Nick Foster, the former head of design for Google X, has a new book out arguing that we adopt four mindsets when we think about the future: Could, Should, Might, Don’t. For decades, Silicon Valley has dominated the conversation with a “Could” mindset — always asking what dazzling new things technology might make possible. But after years of promises of flying cars, the metaverse, and miracle drugs — and the lived reality of spam, surveillance, and social media addiction — more and more people have shifted into a “Don’t” mindset, suspicious of new technologies before they even arrive.
That skepticism may be a healthy corrective. But if all we have are cheerleaders and cynics, we’ll keep stumbling. My hope is that innovators, corporations, and governments can spend more time with the Should and Might mindsets — asking what futures are desirable, what futures are plausible, and how to prepare for both. That’s how we build the adaptive capacity to navigate abundance without letting it turn into harm.
Too much of a good thing
Whatever mindset you have about new technologies, the prevailing pattern is clear. Physical goods we desperately need remain scarce because our institutions are too weak to build them. Digital goods flood our lives because the costs are low and we lack the tools to regulate them. Either way, the problem isn’t abundance or scarcity alone. It’s the absence of adaptive capacity to influence the evolution technologies in ways that benefit society and mitigate harms.

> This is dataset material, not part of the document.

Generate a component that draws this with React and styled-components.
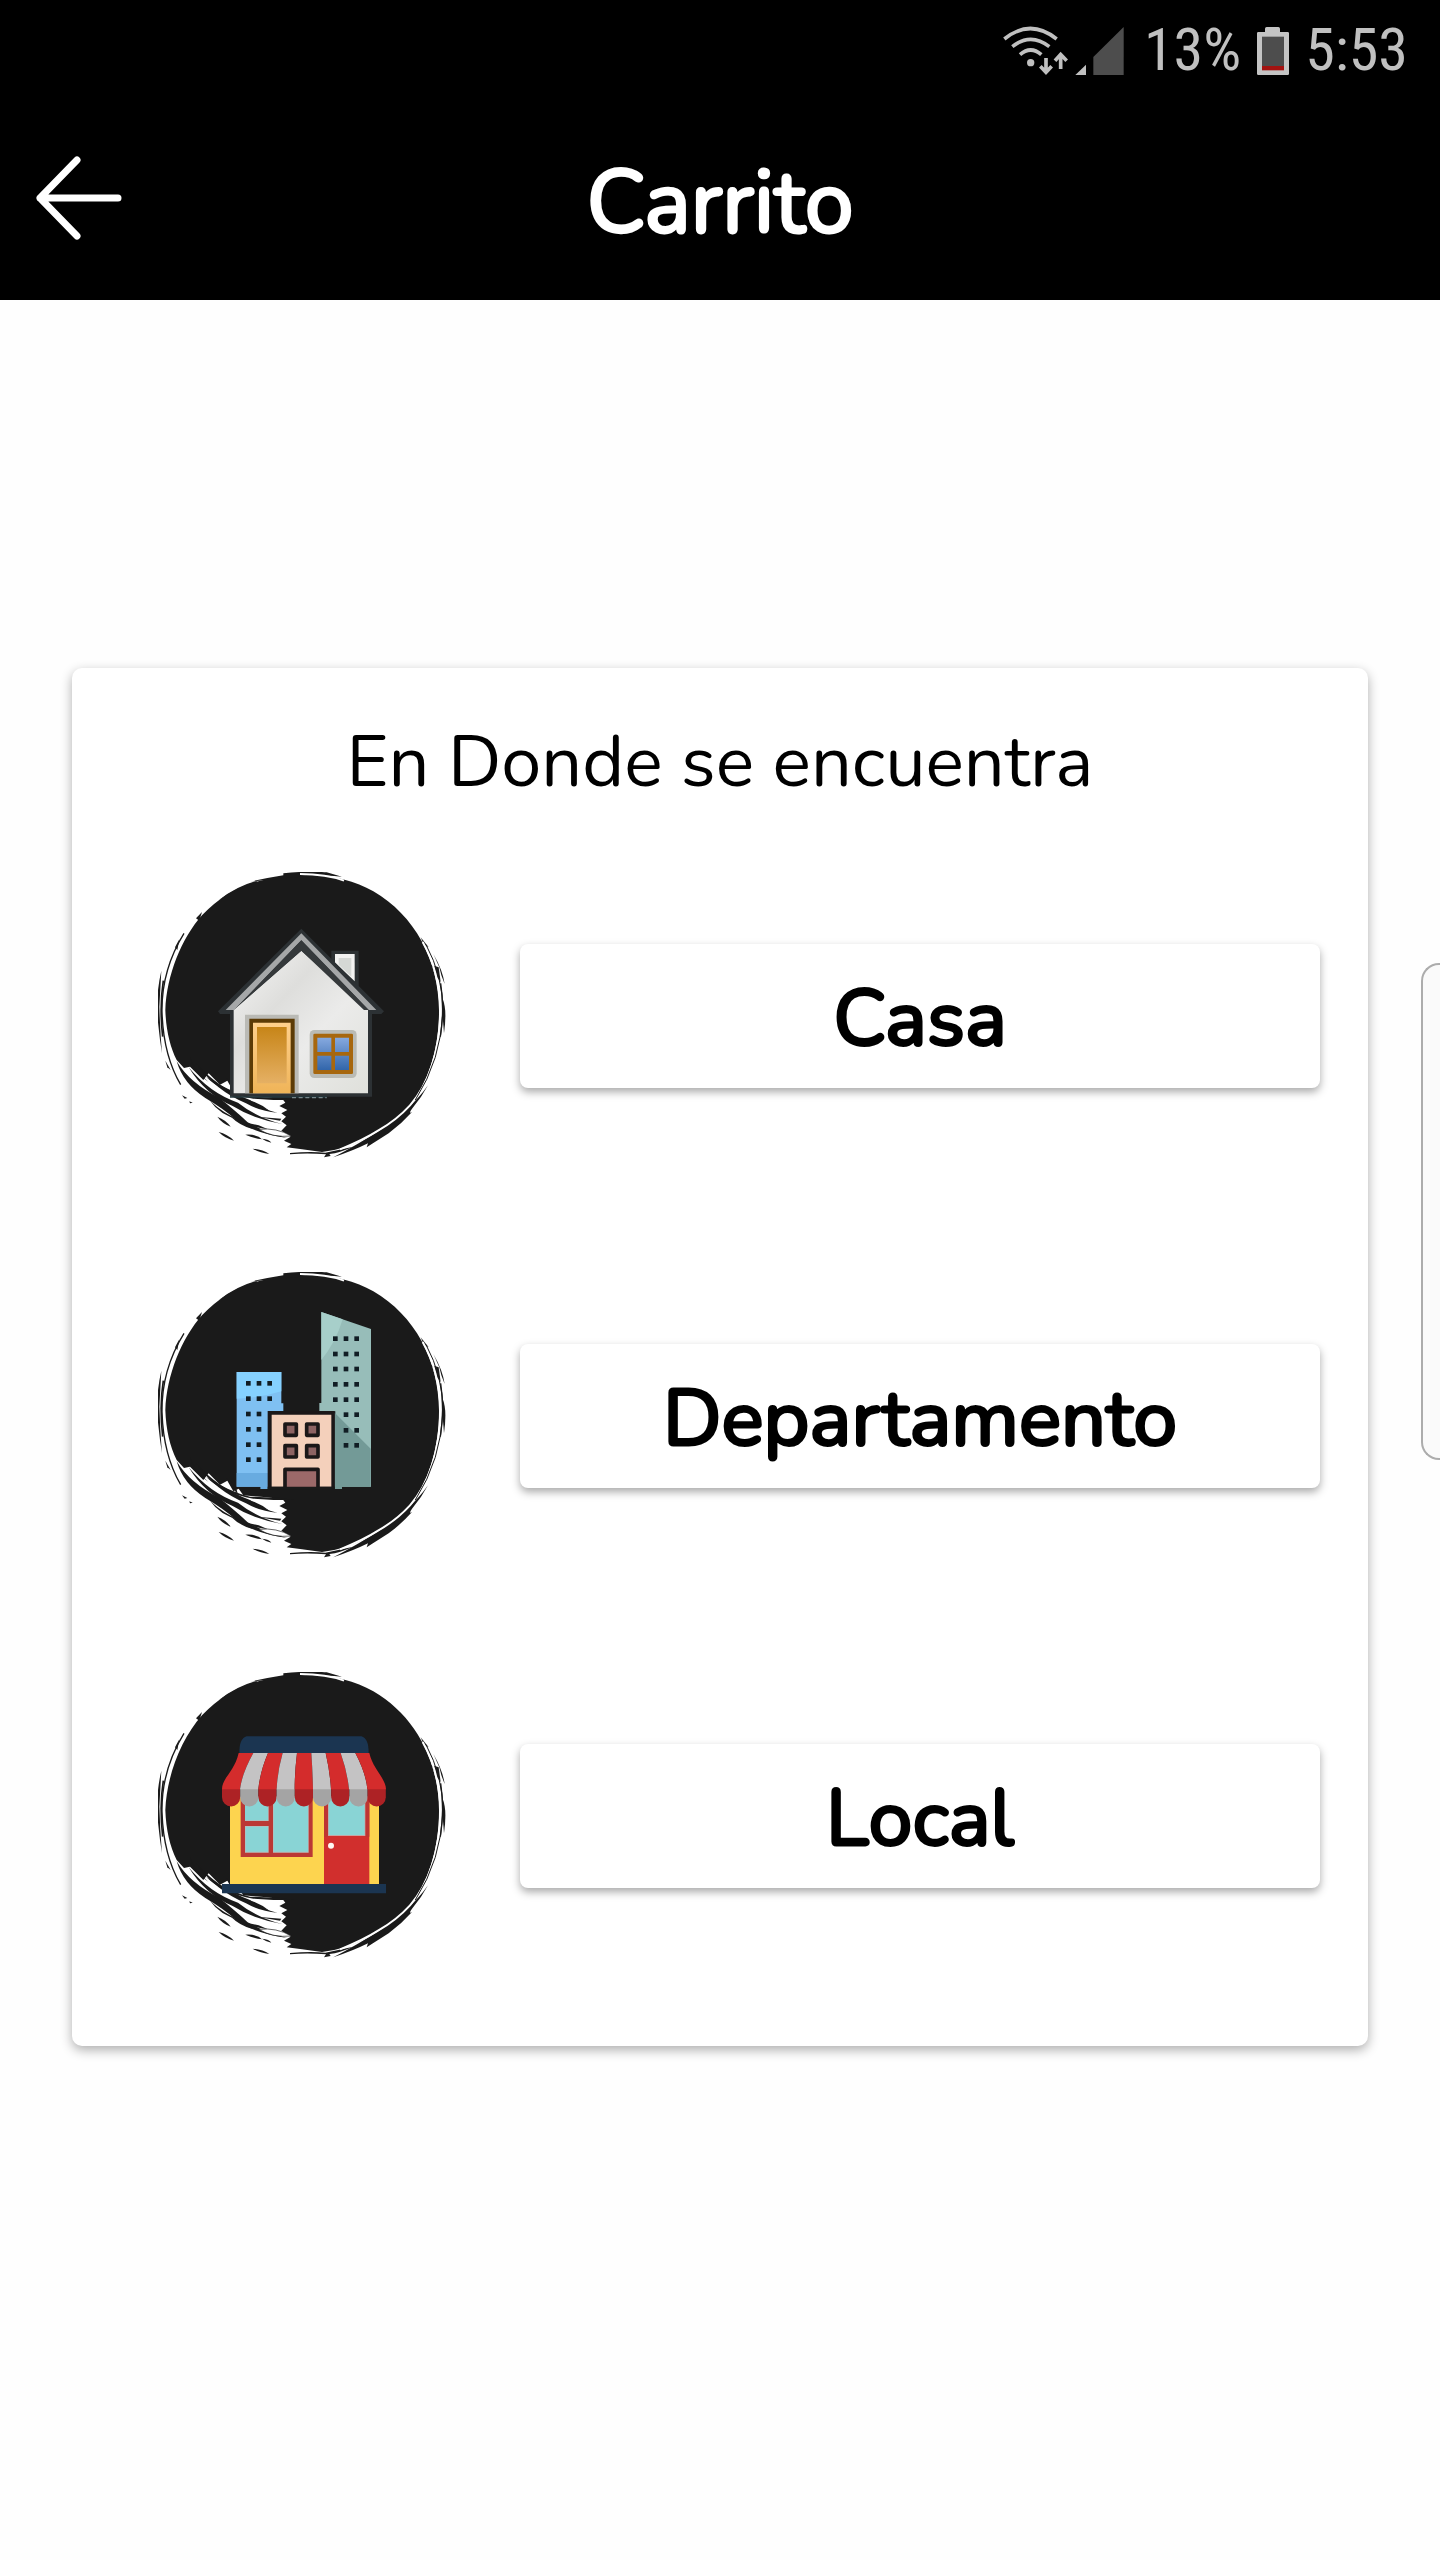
import { useState } from "react";
import styled, { createGlobalStyle } from "styled-components";

const GlobalStyle = createGlobalStyle`
  * {
    box-sizing: border-box;
  }
  body {
    margin: 0;
    background-color: #fefefe;
    color: black;
    font-family: Nunito, Lato, sans-serif;
  }
`;

const Container = styled.div`
  display: flex;
  flex-direction: column;
  min-height: 100vh;
`;

const StatusBar = styled.div`
  display: flex;
  flex-direction: row;
  justify-content: flex-end;
  align-items: center;
  height: 100px;
  padding-right: 32px;
  background-color: black;
  color: #c0c0c0;
  font-family: "Roboto Condensed", "Liberation Sans Narrow", Roboto, sans-serif;
  font-size: 60px;
  line-height: 64px;
`;

const StatusIcon = styled.svg`
  width: ${(props) => props.$width}px;
  height: 49px;
  margin-right: ${(props) => props.$gap}px;
`;

const BatteryLevel = styled.span`
  margin-right: 16px;
`;

const Header = styled.header`
  display: grid;
  grid-template-columns: 1fr auto 1fr;
  align-items: center;
  height: 200px;
  padding: 0 36px;
  background-color: black;
  color: white;
`;

const BackButton = styled.button`
  justify-self: start;
  display: flex;
  padding: 0 0 4px;
  border: none;
  background: none;
`;

const Title = styled.h1`
  margin: 0;
  padding-top: 6px;
  font-size: 88px;
  line-height: 108px;
  font-weight: normal;
  -webkit-text-stroke: 3px white;
`;

const Main = styled.main`
  padding: 368px 5% 0;
`;

const Card = styled.section`
  padding: 46px 48px 86px 86px;
  border-radius: 10px;
  background-color: white;
  box-shadow: 0 4px 12px 0 rgba(0, 0, 0, 0.32);
`;

const Question = styled.h2`
  margin: 0 0 62px;
  padding-right: 38px;
  font-size: 72px;
  line-height: 96px;
  font-weight: normal;
  text-align: center;
`;

const OptionList = styled.div`
  display: flex;
  flex-direction: column;
  gap: 112px;
`;

const OptionRow = styled.div`
  display: flex;
  flex-direction: row;
  align-items: center;
  gap: 74px;
`;

const OptionIcon = styled.svg`
  flex: none;
  width: 288px;
  height: 288px;
`;

const OptionButton = styled.button`
  flex: 1;
  height: 144px;
  padding: 6px 0 0;
  border: none;
  border-radius: 8px;
  background-color: white;
  box-shadow: 0 4px 8px 0 rgba(0, 0, 0, 0.34);
  color: black;
  font-family: inherit;
  font-size: 79px;
  line-height: 100px;
  font-weight: normal;
  -webkit-text-stroke: 3px black;
`;

const EdgeHandle = styled.div`
  position: fixed;
  top: 963px;
  right: 0;
  width: 19px;
  height: 497px;
  border: 2px solid #acacac;
  border-right: none;
  border-radius: 18px 0 0 18px;
  background-color: #fafafa;
`;

// thin tapered strokes left by the bristles
const BRISTLES = [
  "M330 95Q380 84 430 76L430 70Q500 62 560 67L606 80Q560 76 500 75L480 80Z",
  "M237 150Q290 108 352 92L346 100Q290 122 237 150Z",
  "M168 205L186 186L178 212Z",
  "M105 292L118 268L112 300Z",
  "M64 362Q48 430 52 500L60 570L66 610Q60 540 58 470Z",
  "M76 632L92 660L82 652Z",
  "M842 262L866 292L852 284Z",
  "M880 312Q908 360 914 402L904 376L898 352Z",
  "M908 446Q922 480 912 550L908 500Z",
  "M874 344L896 352L902 396L888 378Z",
  "M864 706Q838 744 796 780Q762 812 724 838Q650 886 580 922Q640 902 684 880L680 892L746 850Q784 822 816 786Q804 794 816 776Q844 744 864 706Z",
  "M450 909Q510 904 556 908L640 890Q600 908 568 912L572 918L552 922L558 913Q500 908 450 913Z",
  "M150 622Q164 664 206 696Q160 668 150 622Z",
  "M110 634Q150 700 236 742Q290 786 322 816Q366 844 442 864Q340 850 286 808Q256 780 196 744Q130 702 110 634Z",
  "M146 652Q210 730 294 758Q352 804 426 822Q338 806 278 768Q196 734 146 652Z",
  "M168 640Q236 716 330 750Q372 780 412 788Q360 784 318 760Q226 722 168 640Z",
  "M198 680Q266 724 330 740L420 744L462 750L400 750L340 746Q248 730 198 680Z",
  "M260 684Q290 706 294 734L276 712Z",
  "M290 742Q350 750 388 782Q340 768 290 742Z",
  "M210 736Q246 752 258 776L300 796L262 786Z",
  "M210 752Q250 790 300 810Q240 796 210 752Z",
  "M270 798Q318 820 340 838Q300 828 270 798Z",
  "M350 800L424 806L420 812Z",
  "M320 818L356 826L384 838L348 832Z",
  "M232 800Q258 810 272 830Q246 820 232 800Z",
  "M236 846Q262 852 282 872Q256 866 236 846Z",
  "M316 854Q352 852 366 868Q340 864 316 854Z",
  "M366 866Q388 868 394 878Q380 876 366 866Z",
  "M338 896Q368 898 388 912Q358 908 338 896Z",
  "M126 736L142 744L134 746Z",
  "M148 754L158 758L150 760Z",
];

// paint lines that run along the rim of the disc
const RIMS = [
  { d: "M132 250Q64 360 66 486Q70 616 122 704", width: 4 },
  { d: "M70 392Q58 470 68 560", width: 5 },
  { d: "M858 284Q908 376 909 482Q904 628 826 750", width: 3 },
  { d: "M902 400Q914 480 901 560", width: 4 },
];

const BrushCircle = () => (
  <g fill="#1a1a1a">
    <path d="M486 76C560 70 640 90 700 124C824 196 896 330 897 480C898 600 862 704 808 768Q770 808 714 842Q670 872 620 890Q580 902 546 906L486 898L440 892L454 882L432 872L452 860L424 842L440 826L424 814L438 800L424 790L442 780L418 768L436 758L428 748L380 742L310 736L296 716L280 724L262 692L240 704L206 670L190 690L150 650L132 654L110 630C90 590 78 540 76 480C80 376 124 266 186 196Q256 122 346 96Q410 78 486 76Z" />
    {BRISTLES.map((d) => (
      <path key={d} d={d} />
    ))}
    <path
      d="M848 276C884 340 900 410 901 480C900 600 866 704 810 766Q770 810 714 842Q670 870 600 898M480 72Q560 72 612 92"
      fill="none"
      stroke="white"
      strokeWidth="6"
    />
    {RIMS.map(({ d, width }) => (
      <path key={d} d={d} fill="none" stroke="#1a1a1a" strokeWidth={width} />
    ))}
    <path
      d="M356 838Q410 832 454 858Q400 864 356 838Z"
      fill="white"
      stroke="#1a1a1a"
      strokeWidth="2"
    />
  </g>
);

const House = () => (
  <g>
    <defs>
      <linearGradient id="wall" x1="0" y1="0" x2="1" y2="1">
        <stop offset="0" stopColor="#f6f6f5" />
        <stop offset="0.35" stopColor="#dededc" />
        <stop offset="0.6" stopColor="#ebebea" />
        <stop offset="1" stopColor="#dfe0db" />
      </linearGradient>
      <linearGradient id="door" x1="0" y1="0" x2="0" y2="1">
        <stop offset="0" stopColor="#c78518" />
        <stop offset="1" stopColor="#e5b064" />
      </linearGradient>
      <linearGradient id="doorEdge" x1="0" y1="0" x2="0" y2="1">
        <stop offset="0" stopColor="#ffd08c" />
        <stop offset="1" stopColor="#efb458" />
      </linearGradient>
      <linearGradient id="glass" x1="0" y1="0" x2="0" y2="1">
        <stop offset="0" stopColor="#86a9df" />
        <stop offset="1" stopColor="#3266ab" />
      </linearGradient>
    </defs>
    <path d="M574 302H656V416L574 340Z" fill="#2c3133" />
    <path d="M585 312H644V394L585 338Z" fill="#f2f2f1" />
    <path d="M596 324H634V380L596 344Z" fill="#d5d8d5" />
    <path
      d="M484 236L732 484L724 492H696V740H270V492H240L234 484Z"
      fill="#2c3134"
    />
    <path d="M484 302L684 480V730H281V480Z" fill="url(#wall)" />
    <path
      d="M484 250L709 480H686L484 271L282 480H257Z"
      fill="#a5a7a8"
    />
    <path d="M484 271L686 480H672L484 302L292 470L282 480Z" fill="#35393b" />
    <path d="M315 494H476V730H315Z" fill="#babab5" />
    <path d="M328 506H464V730H328Z" fill="#5c3b06" />
    <path d="M339 518H452V730H339Z" fill="url(#doorEdge)" />
    <path d="M351 531H440V700H351Z" fill="url(#door)" />
    <rect x="509" y="540" width="141" height="144" rx="14" fill="#babbb5" />
    <rect x="520" y="551" width="119" height="121" rx="4" fill="#a7670e" />
    <path
      d="M532 563H574V606H532ZM585 563H627V606H585ZM532 617H574V660H532ZM585 617H627V660H585Z"
      fill="url(#glass)"
    />
    <path d="M270 741H560" stroke="#24383e" strokeWidth="5" />
    <path
      d="M456 743H560"
      stroke="#76868a"
      strokeWidth="4"
      strokeDasharray="12 8"
    />
  </g>
);

const windowDots = (columns, rows) =>
  rows.flatMap((y) =>
    columns.map((x) => (
      <rect key={`${x}-${y}`} x={x} y={y} width="14" height="14" />
    ))
  );

const Buildings = () => (
  <g>
    <path d="M290 366H424V460H430V484H386V710H380V717H362V710H290Z" fill="#7fc0f2" />
    <path d="M290 366H424V424Q360 444 290 446Z" fill="#85d1ff" />
    <path d="M290 669H384V717H362V710H290Z" fill="#68abe0" />
    <path d="M544 186L693 237V710H606V717H586V484H538V459H544Z" fill="#97bdb9" />
    <path d="M544 186L608 208Q588 276 544 330Z" fill="#a7cfca" />
    <path d="M584 488L692 596V710H606V717H584Z" fill="#739a97" />
    <g fill="#111d24">
      {windowDots([318, 350, 382], [393, 439])}
      {windowDots([318, 350], [485, 531, 577, 622])}
      {windowDots([579, 611, 643], [259, 305, 350, 396, 442])}
      {windowDots([611, 643], [487, 534, 579])}
    </g>
    <path d="M383 483H584V717H383Z" fill="#1b1718" />
    <path d="M395 494H574V710H395Z" fill="#f4d0bb" />
    <g fill="#8d6363" stroke="#1b1718" strokeWidth="11" strokeLinejoin="round">
      <rect x="435" y="522" width="34" height="34" />
      <rect x="500" y="522" width="34" height="34" />
      <rect x="435" y="587" width="34" height="34" />
      <rect x="500" y="587" width="34" height="34" />
      <path d="M435 714V658H534V714" fill="#9c6969" />
    </g>
    <path d="M383 710H584V718H383Z" fill="#1a1a1a" />
  </g>
);

const STRIPES = [
  "M296 309H340Q306 370 300 418H246C246 384 284 364 296 309Z",
  "M340 309H384Q360 366 355 418H300Q306 370 340 309Z",
  "M384 309H428Q412 366 410 418H355Q360 366 384 309Z",
  "M428 309H471Q464 366 464 418H410Q412 366 428 309Z",
  "M471 309H514Q518 366 519 418H464Q464 366 471 309Z",
  "M514 309H557Q570 366 573 418H519Q518 366 514 309Z",
  "M557 309H602Q622 366 627 418H573Q570 366 557 309Z",
  "M602 309H646Q678 370 682 418H627Q622 366 602 309Z",
  "M646 309H688C698 356 738 386 738 418H682Q678 370 646 309Z",
];

const Store = () => (
  <g>
    <path d="M270 440H717V704H270Z" fill="#fdd44f" />
    <path d="M302 440H518V621H302Z" fill="#bb3835" />
    <path
      d="M315 440H386V513H315ZM315 528H386V608H315ZM399 440H506V608H399Z"
      fill="#b9bdbd"
    />
    <path
      d="M315 440H384V511H315ZM317 530H384V605H317ZM401 440H504V605H401Z"
      fill="#89d4d5"
    />
    <path d="M552 440H688V704H552Z" fill="#d12f2d" />
    <path d="M552 440H564V560H552ZM676 440H688V560H676Z" fill="#bd3533" />
    <path d="M564 440H676V558H564Z" fill="#c6a5a4" />
    <path d="M566 440H674V555H566Z" fill="#89d4d5" />
    <circle cx="573" cy="587" r="9" fill="#fff8f2" />
    {STRIPES.map((d, index) => (
      <g key={d}>
        <path
          d={`M${246 + index * 54.6} 416h54.6v26a27.3 27.3 0 0 1 -54.6 0Z`}
          fill={index % 2 ? "#a4a4a4" : "#ad2225"}
        />
        <path d={d} fill={index % 2 ? "#c4c3c4" : "#d42c2c"} />
      </g>
    ))}
    <path
      d="M320 259H664Q686 264 686 309H298Q298 264 320 259Z"
      fill="#1b3551"
    />
    <path d="M246 702H738V730H246Z" fill="#1b3551" />
  </g>
);

const OPTIONS = [
  { name: "Casa", Picture: House },
  { name: "Departamento", Picture: Buildings },
  { name: "Local", Picture: Store },
];

function App() {
  const [, setSelectedPlace] = useState();

  return (
    <Container>
      <GlobalStyle />
      <StatusBar>
        <StatusIcon $width={65} $gap={7} viewBox="69 72 195 147">
          <g fill="none" stroke="#c0c0c0" strokeWidth="11">
            <path d="M73 111Q151 48 230 111" />
            <path d="M97 134Q152 90 208 134" />
            <path d="M120 158Q152 130 184 158" />
            <path d="M198 168V208M181 193L198 211L215 193M242 201V160M225 176L242 157L260 176" />
          </g>
          <circle cx="152" cy="182" r="11" fill="#c0c0c0" />
        </StatusIcon>
        <StatusIcon $width={49} $gap={20} viewBox="285 72 147 147">
          <path d="M286 219L318 188V219Z" fill="#c0c0c0" />
          <path d="M340 219V165L431 75V219Z" fill="#4d4d4d" />
        </StatusIcon>
        <BatteryLevel>13%</BatteryLevel>
        <StatusIcon $width={32} $gap={16} viewBox="828 72 96 147">
          <path
            d="M832 90H852V80Q852 75 857 75H892Q897 75 897 80V90H920Q924 90 924 94V215Q924 219 920 219H832Q828 219 828 215V94Q828 90 832 90Z"
            fill="#c4c4c4"
          />
          <path d="M843 104H909V192H843Z" fill="#4d4d4d" />
          <path d="M843 192H909V205H843Z" fill="#a31210" />
        </StatusIcon>
        <span>5:53</span>
      </StatusBar>
      <Header>
        <BackButton aria-label="Volver">
          <svg width="86" height="84" viewBox="0 0 86 84">
            <path
              d="M41 4L4 42L41 80M4 42H82"
              fill="none"
              stroke="white"
              strokeWidth="7"
              strokeLinecap="round"
              strokeLinejoin="round"
            />
          </svg>
        </BackButton>
        <Title>Carrito</Title>
      </Header>
      <Main>
        <Card>
          <Question>En Donde se encuentra</Question>
          <OptionList>
            {OPTIONS.map(({ name, Picture }) => (
              <OptionRow key={name}>
                <OptionIcon viewBox="54 66 864 864">
                  <BrushCircle />
                  <Picture />
                </OptionIcon>
                <OptionButton onClick={() => setSelectedPlace(name)}>
                  {name}
                </OptionButton>
              </OptionRow>
            ))}
          </OptionList>
        </Card>
      </Main>
      <EdgeHandle />
    </Container>
  );
}

export default App;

The irony is stark: abundance without governance produces maladaptive surpluses — addiction, dependence, harm. Governance without adaptive capacity produces artificial scarcity — blocking access, affordability, equity. In recent decade, the U.S. has managed to deliver the worst of both worlds, starving its institutions of the very resources needed to steer.
The real question isn’t scarcity versus abundance, but drift versus adaptation. Heaven or hell isn’t written into the technology. It depends on whether we rebuild the capacity to steer.